The alarming rise of primary school children hospitalised due to vaping


Children as young as primary school age are using illegally sold vapes and ending up ill in hospital.

There have been several recorded cases of kids under nine years old being admitted to hospital with collapsed and bleeding lungs in what is turning into a worrying trend.

In the 12 months up to April, 15 children aged nine or under were admitted to hospital, a figure which has increased for the second successive year.

NHS England also released figures that revealed 40 young people under the age of 19 were taken to hospital over the past year as a result of excessive vaping.

Professor Andy Bush highlighted the dangers of vapes, telling Sky News: “Young children are being exposed to substances of addiction, substances that are toxic and some of the toxicity is not known.

“It’s a jungle… we just do not know what is in most of these things.

“If a teenager starts smoking cigarettes, probably the worst that’s going to happen to them is they’re going to be sick and throw up behind the bike shed.”

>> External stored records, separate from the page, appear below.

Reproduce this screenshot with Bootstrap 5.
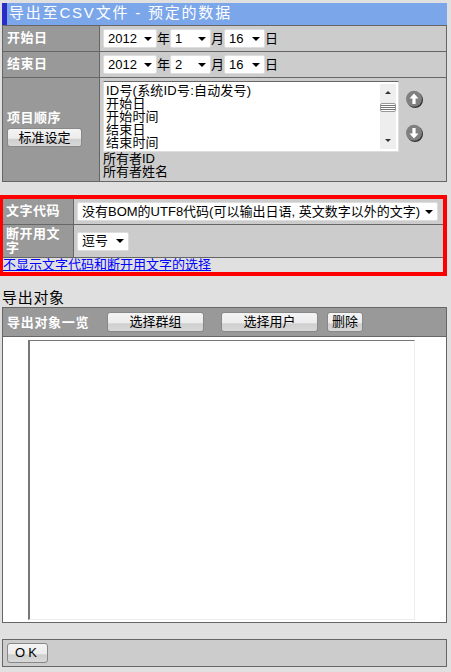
<!DOCTYPE html>
<html lang="zh">
<head>
  <meta charset="UTF-8">
  <meta name="viewport" content="width=device-width, initial-scale=1.0">
  <title>导出至CSV文件</title>
  <link href="https://cdn.jsdelivr.net/npm/bootstrap@5.3.0/dist/css/bootstrap.min.css" rel="stylesheet">
  <style>
    body {
      background-color: #e0e0e0;
      color: #000;
      font-family: "Liberation Sans", "Noto Sans CJK SC", sans-serif;
      font-size: 13px;
      line-height: 13px;
      padding: 3px 4px 0 2px;
      overflow: hidden;
    }
    .page-title {
      height: 22px;
      background-color: #7ba6ea;
      border-left: 5px solid #2b2bc8;
      color: #fff;
      font-size: 15px;
      line-height: 20px;
      letter-spacing: 1.8px;
      padding-left: 2px;
    }
    .form-tbl {
      border: 1px solid #666;
      background-color: #ccc;
    }
    .form-row {
      display: flex;
      border-bottom: 1px solid #666;
    }
    .form-row:last-child { border-bottom: 0; }
    .form-label-cell {
      flex: 0 0 97px;
      background-color: #999;
      border-right: 1px solid #666;
      color: #fff;
      font-weight: bold;
      padding-left: 4px;
      letter-spacing: .5px;
    }
    .label-mid { padding-bottom: 2px; }
    .form-value-cell { flex: 1 1 auto; min-width: 0; padding-left: 3px; background-color: #ccc; }
    .row-date { height: 26px; }
    .sel {
      appearance: none;
      -webkit-appearance: none;
      height: 19px;
      border: 1px solid #ddd;
      border-radius: 2px;
      padding: 0 0 0 4px;
      font-family: inherit;
      font-size: 13px;
      line-height: 16px;
      color: #000;
      background: #fff url("data:image/svg+xml,%3Csvg xmlns='http://www.w3.org/2000/svg' width='8' height='4'%3E%3Cpath d='M0 0h8L4 4z' fill='%23000'/%3E%3C/svg%3E") no-repeat right 4px center;
    }
    .sel-year { width: 54px; }
    .sel-num { width: 41px; }
    .sel-wide { width: 361px; }
    .sel-short { width: 52px; }
    .date-unit { width: 13px; text-align: center; }
    .row-order { height: 103px; }
    .order-label { padding-top: 33px; }
    .order-cell { padding-top: 3px; }
    .order-list {
      width: 296px;
      height: 71px;
      background-color: #fff;
      border: 1px solid #ddd;
      border-top-color: #666;
      padding: 2px 3px 3px 2px;
      position: relative;
      letter-spacing: .2px;
    }
    .list-scroll {
      position: absolute;
      right: 2px;
      top: 2px;
      bottom: 2px;
      width: 16px;
      background-color: #eee;
    }
    .scroll-up, .scroll-down {
      position: absolute;
      left: 5px;
      width: 0;
      height: 0;
      border-left: 3px solid transparent;
      border-right: 3px solid transparent;
    }
    .scroll-up { top: 7px; border-bottom: 3px solid #333; }
    .scroll-down { bottom: 7px; border-top: 3px solid #333; }
    .scroll-thumb {
      position: absolute;
      left: 0;
      top: 19px;
      width: 16px;
      height: 9px;
      border: 1px solid #999;
      border-radius: 2px;
      background: repeating-linear-gradient(#fff 0, #fff 1px, #777 1px, #777 2px);
    }
    .move-btns { width: 18px; margin: 9px 0 0 6px; gap: 16px; }
    .round-btn { display: block; width: 19px; height: 18px; }
    .gray-btn {
      display: inline-block;
      height: 20px;
      padding: 0;
      border: 1px solid #888;
      border-radius: 3px;
      background: linear-gradient(#f4f4f4 0, #ececec 55%, #cfcfcf 60%, #d8d8d8 100%);
      color: #000;
      font-family: inherit;
      font-size: 13px;
      line-height: 16px;
      text-align: center;
    }
    .btn-std { width: 75px; height: 19px; margin-top: 4px; font-weight: normal; letter-spacing: 0; }
    .red-box {
      border: 4px solid #f00;
      border-left-width: 3px;
      margin: 13px 0 0 -2px;
      width: 447px;
    }
    .red-box .form-label-cell { flex-basis: 71px; padding-left: 3px; }
    .row-code { height: 26px; }
    .row-sep { height: 33px; }
    .row-sep .form-label-cell { line-height: 14px; padding-top: 2px; }
    .red-box .form-row:last-of-type { border-bottom: 1px solid #666; }
    .link-row { height: 14px; background-color: #e0e0e0; line-height: 13px; }
    .link-row a { color: #00f; }
    .section-head { font-size: 15px; line-height: 15px; margin-top: 14px; height: 17px; letter-spacing: .7px; }
    .target-tbl { border: 1px solid #666; height: 316px; }
    .target-head {
      height: 29px;
      background-color: #999;
      border-bottom: 1px solid #666;
      padding-left: 4px;
    }
    .target-title { width: 100px; color: #fff; font-weight: bold; white-space: nowrap; letter-spacing: .7px; }
    .btn-pick { width: 97px; }
    .btn-pick-next { margin-left: 17px; }
    .btn-del { width: 36px; margin-left: 9px; }
    .target-body { height: 285px; background-color: #fff; padding: 3px 0 2px 25px; }
    .target-list {
      width: 387px;
      height: 100%;
      border-left: 2px solid #777;
      border-top: 1px solid #777;
      border-right: 1px solid #eee;
      border-bottom: 1px solid #eee;
    }
    .ok-bar {
      height: 28px;
      margin-top: 16px;
      background-color: #ccc;
      border: 1px solid #666;
      padding-left: 4px;
    }
    .btn-ok { width: 41px; letter-spacing: 3px; }
  </style>
</head>
<body>
  <div class="page-title">导出至CSV文件 - 预定的数据</div>

  <div class="form-tbl">
    <div class="form-row row-date">
      <div class="form-label-cell label-mid d-flex align-items-center">开始日</div>
      <div class="form-value-cell d-flex align-items-center">
        <select class="sel sel-year"><option>2012</option></select><span class="date-unit">年</span>
        <select class="sel sel-num"><option>1</option></select><span class="date-unit">月</span>
        <select class="sel sel-num"><option>16</option></select><span class="date-unit">日</span>
      </div>
    </div>
    <div class="form-row row-date">
      <div class="form-label-cell label-mid d-flex align-items-center">结束日</div>
      <div class="form-value-cell d-flex align-items-center">
        <select class="sel sel-year"><option>2012</option></select><span class="date-unit">年</span>
        <select class="sel sel-num"><option>2</option></select><span class="date-unit">月</span>
        <select class="sel sel-num"><option>16</option></select><span class="date-unit">日</span>
      </div>
    </div>
    <div class="form-row row-order">
      <div class="form-label-cell order-label">
        <div>项目顺序</div>
        <button type="button" class="gray-btn btn-std">标准设定</button>
      </div>
      <div class="form-value-cell order-cell">
        <div class="d-flex">
          <div class="order-list">
            <div>ID号(系统ID号:自动发号)</div>
            <div>开始日</div>
            <div>开始时间</div>
            <div>结束日</div>
            <div>结束时间</div>
            <div class="list-scroll">
              <span class="scroll-up"></span>
              <span class="scroll-thumb"></span>
              <span class="scroll-down"></span>
            </div>
          </div>
          <div class="move-btns d-flex flex-column">
            <svg class="round-btn" viewBox="0 0 19 18"><circle cx="10" cy="10" r="8" fill="#333"/><circle cx="9" cy="8.800" r="8" fill="#808080"/><path d="M9 3.500 13.500 8.500H10.600V14H7.400V8.500H4.500Z" fill="#fff"/></svg>
            <svg class="round-btn" viewBox="0 0 19 18"><circle cx="10" cy="10" r="8" fill="#333"/><circle cx="9" cy="8.800" r="8" fill="#808080"/><path d="M9 14.500 13.500 9.500H10.600V4H7.400V9.500H4.500Z" fill="#fff"/></svg>
          </div>
        </div>
        <div>所有者ID</div>
        <div>所有者姓名</div>
      </div>
    </div>
  </div>

  <div class="red-box">
    <div class="form-row row-code">
      <div class="form-label-cell label-mid d-flex align-items-center">文字代码</div>
      <div class="form-value-cell d-flex align-items-center">
        <select class="sel sel-wide"><option>没有BOM的UTF8代码(可以输出日语, 英文数字以外的文字)</option></select>
      </div>
    </div>
    <div class="form-row row-sep">
      <div class="form-label-cell">断开用文字</div>
      <div class="form-value-cell d-flex align-items-center">
        <select class="sel sel-short"><option>逗号</option></select>
      </div>
    </div>
    <div class="link-row"><a href="#">不显示文字代码和断开用文字的选择</a></div>
  </div>

  <div class="section-head">导出对象</div>
  <div class="target-tbl">
    <div class="target-head d-flex align-items-center">
      <div class="target-title">导出对象一览</div>
      <button type="button" class="gray-btn btn-pick">选择群组</button>
      <button type="button" class="gray-btn btn-pick btn-pick-next">选择用户</button>
      <button type="button" class="gray-btn btn-del">删除</button>
    </div>
    <div class="target-body">
      <div class="target-list"></div>
    </div>
  </div>

  <div class="ok-bar d-flex align-items-center">
    <button type="button" class="gray-btn btn-ok">OK</button>
  </div>

  <script src="https://cdn.jsdelivr.net/npm/bootstrap@5.3.0/dist/js/bootstrap.bundle.min.js"></script>
</body>
</html>
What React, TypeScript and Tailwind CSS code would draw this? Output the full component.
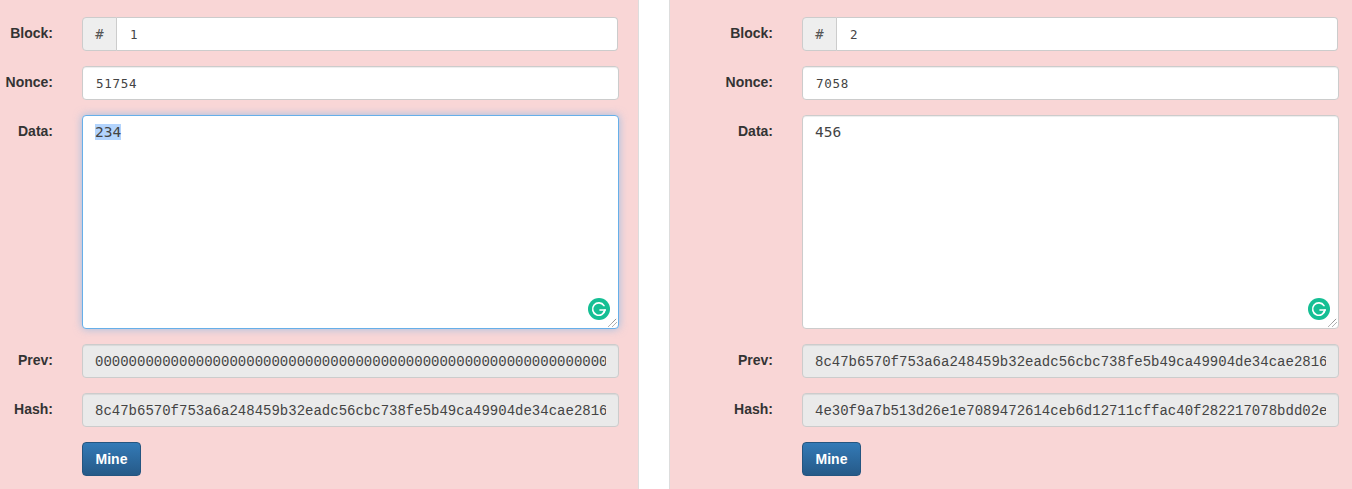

The paediatric chest physician at the Royal Brompton Hospital in west London, continued: “The acute use of e-cigarettes can put them in hospital, can put them in intensive care, things like lung bleeding, lung collapse and air leak, the lungs filling up with fat.”

It’s illegal to sell vapes to under-18s and the boxes are clearly labelled, but the bright, vibrant designs are luring children in as some are made to look like boxes of sweets, make-up or pens, while at £5 each, they are also easily affordable.

John Dunne, from the UK Vaping Industry Association, wants on-the-spot fines of £10,000 to be introduced for those caught selling to young people.

He said: “While we see recent measures announced by the government as a step in the right direction to tackle youth vaping… much more needs to be done to support Trading Standards in their efforts to tackle rogue traders and cut off the source of supply of vapes to minors.”

According to a YouGov survey for Action on Smoking and Health (Ash), about 15% of 16 to 17-year-olds, and 18% of 18-year-olds, are current vapers.

They also suggested that 11.6% of 11 to 17-year-olds are experimenting with vaping.

“Youth vaping is fast becoming an epidemic among children, and I fear that if action is not taken, we will find ourselves sleepwalking into a crisis,” said Dr Mike McKean, paediatric respiratory consultant and vice-president of The Royal College of Paediatrics and Child Health.

Prime Minister Rishi Sunak recently said it was “ridiculous” that vapes were designed and promoted to appeal to children when they were supposed to be used by adults giving up smoking, adding: “I will do everything in my power to end this practice for good.”

Amanda Pritchard, NHS England chief, said: “It is seriously concerning that admissions for vaping-related conditions for young people are up almost four-fold over the past two years.

“While to many young people vaping can seem harmless with their deliberately appealing flavours – at least two people in every year 10 classroom have vaped at one point or another – its use can lead to lung damage.

“So it’s really important we nip this in the bud so we can keep young people out of hospital and prevent future health issues.”